Look for markets where:
The core problem is the same but the context is different
Buyers have budget but fewer vendor options
Sales cycles are shorter because the pain is more immediate
You can leverage existing content with minimal customization
The Revenue Mix Reality
Here's what a healthy B2B revenue mix actually looks like:
40% direct sales (you control the entire process)
30% partnership channels (diversified across multiple partners)
20% product-led growth (users find and buy without sales involvement)
10% adjacent markets (hedge against core market downturns)
Most companies I see are running 70% partnerships, 20% direct sales, 10% everything else. That's a recipe for revenue volatility and partnership dependency.
The goal isn't eliminating partnerships - they're still valuable for reach and credibility. The goal is reducing your dependency on any single channel or partner.
Implementation Timeline
Don't try to build all these channels simultaneously. Here's the sequence that actually works:
Month 1-2: Identify direct sales opportunities in your existing market. Start with warm leads and referrals.
Month 3-4: Test messaging and sales process with direct prospects. Figure out what resonates without a partner's brand behind you.
Month 5-6: Launch adjacent market experiments. Pick one related segment and test product-market fit.
Month 7-8: Build your own mini-coalition of smaller partners. Start with 2-3 committed players.
Month 9-12: Scale what's working and kill what isn't. Double down on channels that generate consistent revenue.
The Partnership Paradox
Here's the counterintuitive part: building backup channels actually makes your partnerships more successful.
When you're not desperate for partnership revenue, you negotiate better terms.
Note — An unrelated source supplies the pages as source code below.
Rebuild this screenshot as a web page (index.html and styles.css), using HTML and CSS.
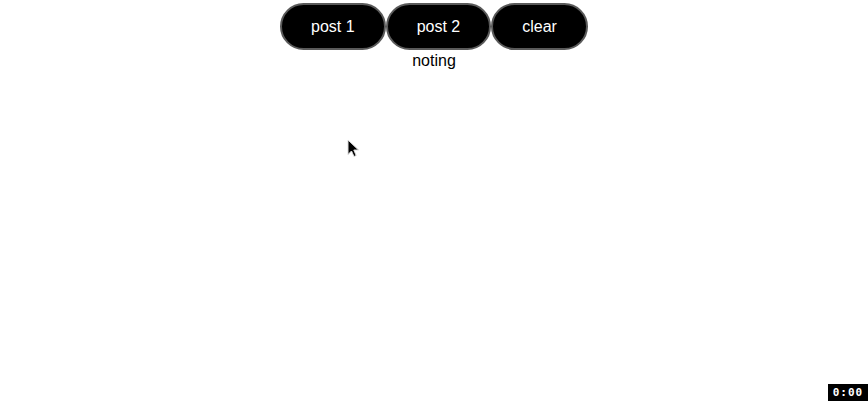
FILE: index.html
```html
<!DOCTYPE html>
<html>
<head>
<meta charset="utf-8">
<link rel="stylesheet" href="styles.css">
</head>
<body>
<div class="app">
  <div class="buttons">
    <button class="btn">post 1</button>
    <button class="btn">post 2</button>
    <button class="btn">clear</button>
  </div>
  <div class="status">noting</div>
</div>
<svg class="cursor" width="13" height="20" viewBox="0 0 13 20">
  <path d="M1 1 L1 15.5 L4.5 12 L7 17.5 L9.2 16.5 L6.8 11 L11.5 11 Z" fill="#000" stroke="#ddd" stroke-width="1"/>
</svg>
<div class="timer">0:00</div>
</body>
</html>
```
FILE: styles.css
```css
html, body {
  margin: 0;
  padding: 0;
  background: #fff;
  width: 868px;
  height: 401px;
  overflow: hidden;
  position: relative;
}
.app {
  display: flex;
  flex-direction: column;
  align-items: center;
  padding-top: 3px;
  font-family: "Liberation Sans", Arial, sans-serif;
}
.buttons {
  display: flex;
}
.btn {
  background: #000;
  color: #fff;
  border: 2px solid #5a5a5a;
  border-radius: 24px;
  padding: 12px 29px;
  font-family: "Liberation Sans", Arial, sans-serif;
  font-size: 16px;
  line-height: 19px;
  margin: 0;
}
.status {
  font-size: 16px;
  line-height: 18px;
  margin-top: 2px;
  color: #000;
}
.cursor {
  position: absolute;
  left: 347px;
  top: 139px;
}
.timer {
  position: absolute;
  right: 0;
  bottom: 0;
  width: 40px;
  height: 17px;
  background: #000;
  color: #fff;
  font-family: "DejaVu Sans Mono", monospace;
  font-size: 11px;
  font-weight: bold;
  line-height: 17px;
  text-align: center;
  letter-spacing: 1px;
}
```
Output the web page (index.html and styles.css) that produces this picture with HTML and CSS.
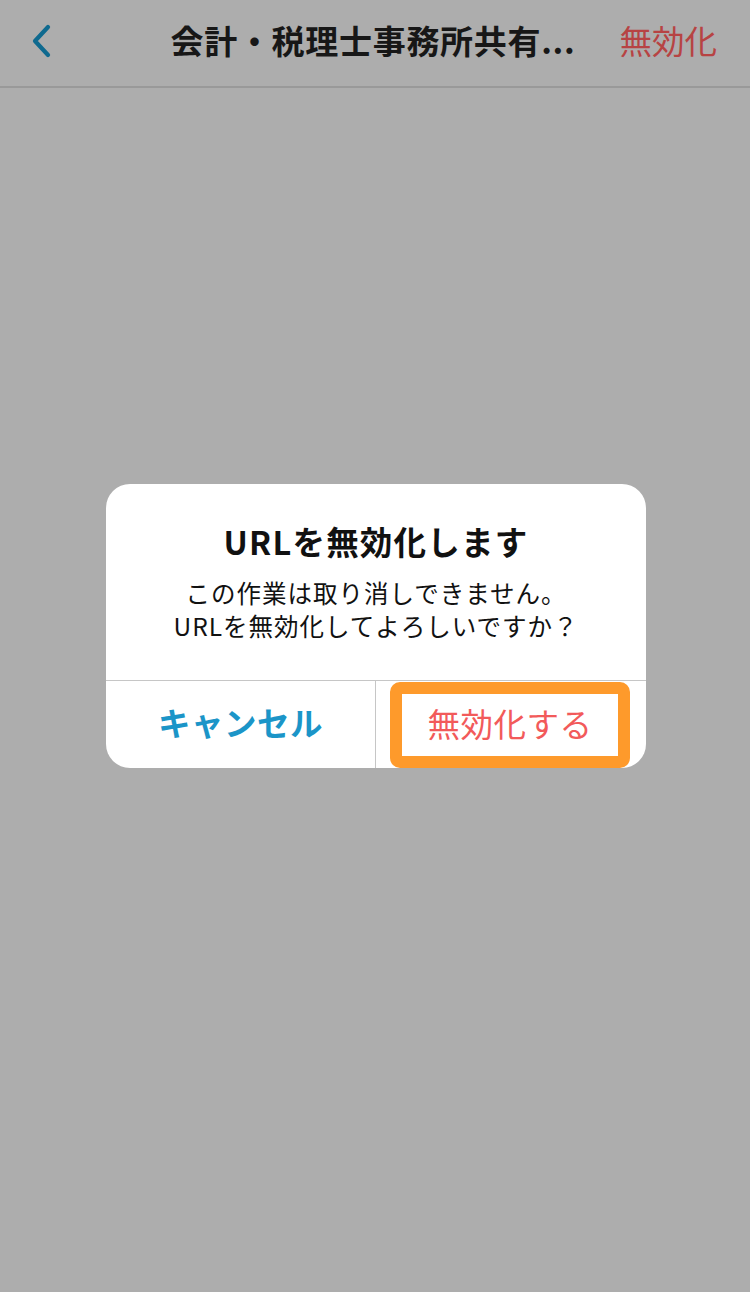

When you have other options, partners take you more seriously. When you understand direct sales, you can better support partner sales teams.
I've seen companies rescue stalled partnerships simply by demonstrating success in direct sales. Nothing motivates a partner like seeing you succeed without them.
The companies that thrive long-term are the ones that treat partnerships as amplification, not foundation. Build your own revenue engine first, then use partnerships to scale it.
Your partnership channels will fail you eventually. The question is whether you'll be ready when they do.